**SOURCE MATERIAL**.

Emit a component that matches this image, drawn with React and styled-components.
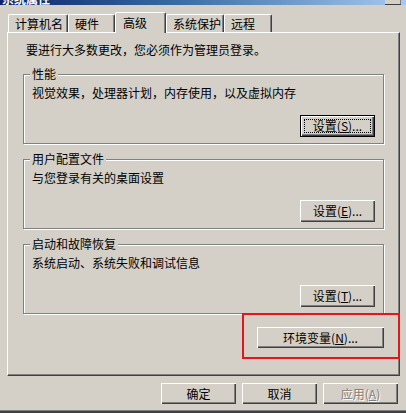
import React from 'react';
import styled, { createGlobalStyle } from 'styled-components';

const GlobalStyle = createGlobalStyle`
  html, body {
    margin: 0;
    padding: 0;
    background: #d4d0c8;
  }
  body {
    font-family: "Noto Sans CJK SC", "Liberation Sans", sans-serif;
    font-size: 12px;
    color: #000;
  }
`;

const tabs = [
  { label: '计算机名', w: 60 },
  { label: '硬件', w: 47 },
  { label: '高级', w: 51, active: true },
  { label: '系统保护', w: 58 },
  { label: '远程', w: 48 },
];

const groups = [
  { title: '性能', text: '视觉效果，处理器计划，内存使用，以及虚拟内存', key: 'S', focused: true },
  { title: '用户配置文件', text: '与您登录有关的桌面设置', key: 'E' },
  { title: '启动和故障恢复', text: '系统启动、系统失败和调试信息', key: 'T' },
];

export default function App() {
  return (
    <>
      <GlobalStyle />
      <Window>
        <TitleBar>
          <TitleText>系统属性</TitleText>
          <CloseBox />
        </TitleBar>

        <TabStrip>
          {tabs.map((tab) => (
            <Tab key={tab.label} $w={tab.w} $active={tab.active}>
              {tab.label}
            </Tab>
          ))}
        </TabStrip>

        <Panel>
          <Intro>要进行大多数更改，您必须作为管理员登录。</Intro>
          {groups.map((g) => (
            <Group key={g.title}>
              <GroupLabel>{g.title}</GroupLabel>
              <GroupText>{g.text}</GroupText>
              <ButtonRow>
                <Button $w={75} $h={22} $focused={g.focused}>
                  设置(<u>{g.key}</u>)...
                </Button>
              </ButtonRow>
            </Group>
          ))}
          <EnvRow>
            <Button $w={127} $h={21}>
              环境变量(<u>N</u>)...
            </Button>
          </EnvRow>
        </Panel>

        <Footer>
          <Button $w={75} $h={21}>确定</Button>
          <Button $w={75} $h={21}>取消</Button>
          <Button $w={75} $h={21} $disabled>
            应用(<u>A</u>)
          </Button>
        </Footer>

        <BottomEdge />
        <Highlight />
      </Window>
    </>
  );
}

const Window = styled.div`
  position: relative;
  width: 406px;
  height: 413px;
  display: flex;
  flex-direction: column;
  overflow: hidden;
`;

const TitleBar = styled.div`
  height: 5px;
  flex-shrink: 0;
  display: flex;
  align-items: flex-end;
  justify-content: space-between;
  overflow: hidden;
  background: linear-gradient(to right, #0a246a, #3a6ea5 45%, #a6caf0);
`;

const TitleText = styled.div`
  color: #fff;
  font-weight: bold;
  line-height: 12px;
  padding-left: 2px;
  flex-shrink: 0;
`;

const CloseBox = styled.div`
  width: 16px;
  height: 4px;
  margin-right: 5px;
  background: #d4d0c8;
  border-bottom: 1px solid #404040;
  box-shadow: inset -1px 0 #808080;
`;

const TabStrip = styled.div`
  display: flex;
  align-items: flex-end;
  height: 20px;
  margin-top: 7px;
  padding-left: 8px;
  position: relative;
  z-index: 1;
`;

const Tab = styled.div`
  box-sizing: border-box;
  width: ${(p) => p.$w}px;
  height: ${(p) => (p.$active ? 21 : 18)}px;
  margin-bottom: ${(p) => (p.$active ? -1 : 0)}px;
  padding-left: ${(p) => (p.$active ? 7 : 6)}px;
  padding-top: ${(p) => (p.$active ? 3 : 2)}px;
  line-height: 13px;
  white-space: nowrap;
  background: #d4d0c8;
  border-top: 1px solid #fff;
  border-left: 1px solid #fff;
  border-right: 1px solid #404040;
  box-shadow: inset -1px 0 #808080;
  border-top-left-radius: 2px;
  border-top-right-radius: 2px;
`;

const Panel = styled.div`
  box-sizing: border-box;
  width: 393px;
  height: 344px;
  margin-left: 7px;
  padding: 11px 15px 0 15px;
  border-top: 1px solid #fff;
  border-left: 1px solid #fff;
  border-right: 1px solid #404040;
  border-bottom: 1px solid #404040;
  box-shadow: inset -1px -1px #808080;
  flex-shrink: 0;
`;

const Intro = styled.div`
  line-height: 12px;
  padding-left: 3px;
  margin-bottom: 18px;
`;

const Group = styled.div`
  box-sizing: border-box;
  height: 70px;
  padding: 0 8px;
  border: 1px solid #808080;
  box-shadow: 1px 1px 0 #fff, inset 1px 1px 0 #fff;
  & + & {
    margin-top: 15px;
  }
`;

const GroupLabel = styled.div`
  width: fit-content;
  margin: -7px 0 0 -2px;
  padding: 0 2px;
  line-height: 12px;
  background: #d4d0c8;
`;

const GroupText = styled.div`
  margin-top: 7px;
  line-height: 12px;
`;

const ButtonRow = styled.div`
  display: flex;
  justify-content: flex-end;
  margin-top: 16px;
`;

const EnvRow = styled.div`
  display: flex;
  justify-content: flex-end;
  margin-top: 13px;
`;

const Button = styled.button`
  position: relative;
  box-sizing: border-box;
  width: ${(p) => p.$w}px;
  height: ${(p) => p.$h}px;
  padding: 0;
  font-family: inherit;
  font-size: 12px;
  line-height: 12px;
  white-space: nowrap;
  background: #d4d0c8;
  color: ${(p) => (p.$disabled ? '#808080' : '#000')};
  text-shadow: ${(p) => (p.$disabled ? '1px 1px 0 #fff' : 'none')};
  border: ${(p) => (p.$focused ? '1px solid #000' : 'none')};
  box-shadow: inset 1px 1px #fff, inset -1px -1px #404040, inset -2px -2px #808080;
  u {
    text-decoration: underline;
  }
  ${(p) =>
    p.$focused &&
    `
    &::after {
      content: '';
      position: absolute;
      inset: 3px;
      border: 1px dotted #000;
    }
  `}
`;

const Footer = styled.div`
  display: flex;
  justify-content: flex-end;
  gap: 6px;
  margin-top: 7px;
  padding-right: 8px;
`;

const BottomEdge = styled.div`
  margin-top: auto;
  height: 2px;
  border-top: 1px solid #808080;
  background: #404040;
`;

const Highlight = styled.div`
  position: absolute;
  left: 242px;
  top: 313px;
  width: 158px;
  height: 46px;
  box-sizing: border-box;
  border: 2px solid #e8141c;
  pointer-events: none;
`;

**SHORT PROBLEM**.
Copy the whole listing above word for word but do not carry over the pictures.

**REPLY TO THE TASK**.
Emit a component that matches this image, drawn with React and styled-components.
import React from 'react';
import styled, { createGlobalStyle } from 'styled-components';

const GlobalStyle = createGlobalStyle`
  html, body {
    margin: 0;
    padding: 0;
    background: #d4d0c8;
  }
  body {
    font-family: "Noto Sans CJK SC", "Liberation Sans", sans-serif;
    font-size: 12px;
    color: #000;
  }
`;

const tabs = [
  { label: '计算机名', w: 60 },
  { label: '硬件', w: 47 },
  { label: '高级', w: 51, active: true },
  { label: '系统保护', w: 58 },
  { label: '远程', w: 48 },
];

const groups = [
  { title: '性能', text: '视觉效果，处理器计划，内存使用，以及虚拟内存', key: 'S', focused: true },
  { title: '用户配置文件', text: '与您登录有关的桌面设置', key: 'E' },
  { title: '启动和故障恢复', text: '系统启动、系统失败和调试信息', key: 'T' },
];

export default function App() {
  return (
    <>
      <GlobalStyle />
      <Window>
        <TitleBar>
          <TitleText>系统属性</TitleText>
          <CloseBox />
        </TitleBar>

        <TabStrip>
          {tabs.map((tab) => (
            <Tab key={tab.label} $w={tab.w} $active={tab.active}>
              {tab.label}
            </Tab>
          ))}
        </TabStrip>

        <Panel>
          <Intro>要进行大多数更改，您必须作为管理员登录。</Intro>
          {groups.map((g) => (
            <Group key={g.title}>
              <GroupLabel>{g.title}</GroupLabel>
              <GroupText>{g.text}</GroupText>
              <ButtonRow>
                <Button $w={75} $h={22} $focused={g.focused}>
                  设置(<u>{g.key}</u>)...
                </Button>
              </ButtonRow>
            </Group>
          ))}
          <EnvRow>
            <Button $w={127} $h={21}>
              环境变量(<u>N</u>)...
            </Button>
          </EnvRow>
        </Panel>

        <Footer>
          <Button $w={75} $h={21}>确定</Button>
          <Button $w={75} $h={21}>取消</Button>
          <Button $w={75} $h={21} $disabled>
            应用(<u>A</u>)
          </Button>
        </Footer>

        <BottomEdge />
        <Highlight />
      </Window>
    </>
  );
}

const Window = styled.div`
  position: relative;
  width: 406px;
  height: 413px;
  display: flex;
  flex-direction: column;
  overflow: hidden;
`;

const TitleBar = styled.div`
  height: 5px;
  flex-shrink: 0;
  display: flex;
  align-items: flex-end;
  justify-content: space-between;
  overflow: hidden;
  background: linear-gradient(to right, #0a246a, #3a6ea5 45%, #a6caf0);
`;

const TitleText = styled.div`
  color: #fff;
  font-weight: bold;
  line-height: 12px;
  padding-left: 2px;
  flex-shrink: 0;
`;

const CloseBox = styled.div`
  width: 16px;
  height: 4px;
  margin-right: 5px;
  background: #d4d0c8;
  border-bottom: 1px solid #404040;
  box-shadow: inset -1px 0 #808080;
`;

const TabStrip = styled.div`
  display: flex;
  align-items: flex-end;
  height: 20px;
  margin-top: 7px;
  padding-left: 8px;
  position: relative;
  z-index: 1;
`;

const Tab = styled.div`
  box-sizing: border-box;
  width: ${(p) => p.$w}px;
  height: ${(p) => (p.$active ? 21 : 18)}px;
  margin-bottom: ${(p) => (p.$active ? -1 : 0)}px;
  padding-left: ${(p) => (p.$active ? 7 : 6)}px;
  padding-top: ${(p) => (p.$active ? 3 : 2)}px;
  line-height: 13px;
  white-space: nowrap;
  background: #d4d0c8;
  border-top: 1px solid #fff;
  border-left: 1px solid #fff;
  border-right: 1px solid #404040;
  box-shadow: inset -1px 0 #808080;
  border-top-left-radius: 2px;
  border-top-right-radius: 2px;
`;

const Panel = styled.div`
  box-sizing: border-box;
  width: 393px;
  height: 344px;
  margin-left: 7px;
  padding: 11px 15px 0 15px;
  border-top: 1px solid #fff;
  border-left: 1px solid #fff;
  border-right: 1px solid #404040;
  border-bottom: 1px solid #404040;
  box-shadow: inset -1px -1px #808080;
  flex-shrink: 0;
`;

const Intro = styled.div`
  line-height: 12px;
  padding-left: 3px;
  margin-bottom: 18px;
`;

const Group = styled.div`
  box-sizing: border-box;
  height: 70px;
  padding: 0 8px;
  border: 1px solid #808080;
  box-shadow: 1px 1px 0 #fff, inset 1px 1px 0 #fff;
  & + & {
    margin-top: 15px;
  }
`;

const GroupLabel = styled.div`
  width: fit-content;
  margin: -7px 0 0 -2px;
  padding: 0 2px;
  line-height: 12px;
  background: #d4d0c8;
`;

const GroupText = styled.div`
  margin-top: 7px;
  line-height: 12px;
`;

const ButtonRow = styled.div`
  display: flex;
  justify-content: flex-end;
  margin-top: 16px;
`;

const EnvRow = styled.div`
  display: flex;
  justify-content: flex-end;
  margin-top: 13px;
`;

const Button = styled.button`
  position: relative;
  box-sizing: border-box;
  width: ${(p) => p.$w}px;
  height: ${(p) => p.$h}px;
  padding: 0;
  font-family: inherit;
  font-size: 12px;
  line-height: 12px;
  white-space: nowrap;
  background: #d4d0c8;
  color: ${(p) => (p.$disabled ? '#808080' : '#000')};
  text-shadow: ${(p) => (p.$disabled ? '1px 1px 0 #fff' : 'none')};
  border: ${(p) => (p.$focused ? '1px solid #000' : 'none')};
  box-shadow: inset 1px 1px #fff, inset -1px -1px #404040, inset -2px -2px #808080;
  u {
    text-decoration: underline;
  }
  ${(p) =>
    p.$focused &&
    `
    &::after {
      content: '';
      position: absolute;
      inset: 3px;
      border: 1px dotted #000;
    }
  `}
`;

const Footer = styled.div`
  display: flex;
  justify-content: flex-end;
  gap: 6px;
  margin-top: 7px;
  padding-right: 8px;
`;

const BottomEdge = styled.div`
  margin-top: auto;
  height: 2px;
  border-top: 1px solid #808080;
  background: #404040;
`;

const Highlight = styled.div`
  position: absolute;
  left: 242px;
  top: 313px;
  width: 158px;
  height: 46px;
  box-sizing: border-box;
  border: 2px solid #e8141c;
  pointer-events: none;
`;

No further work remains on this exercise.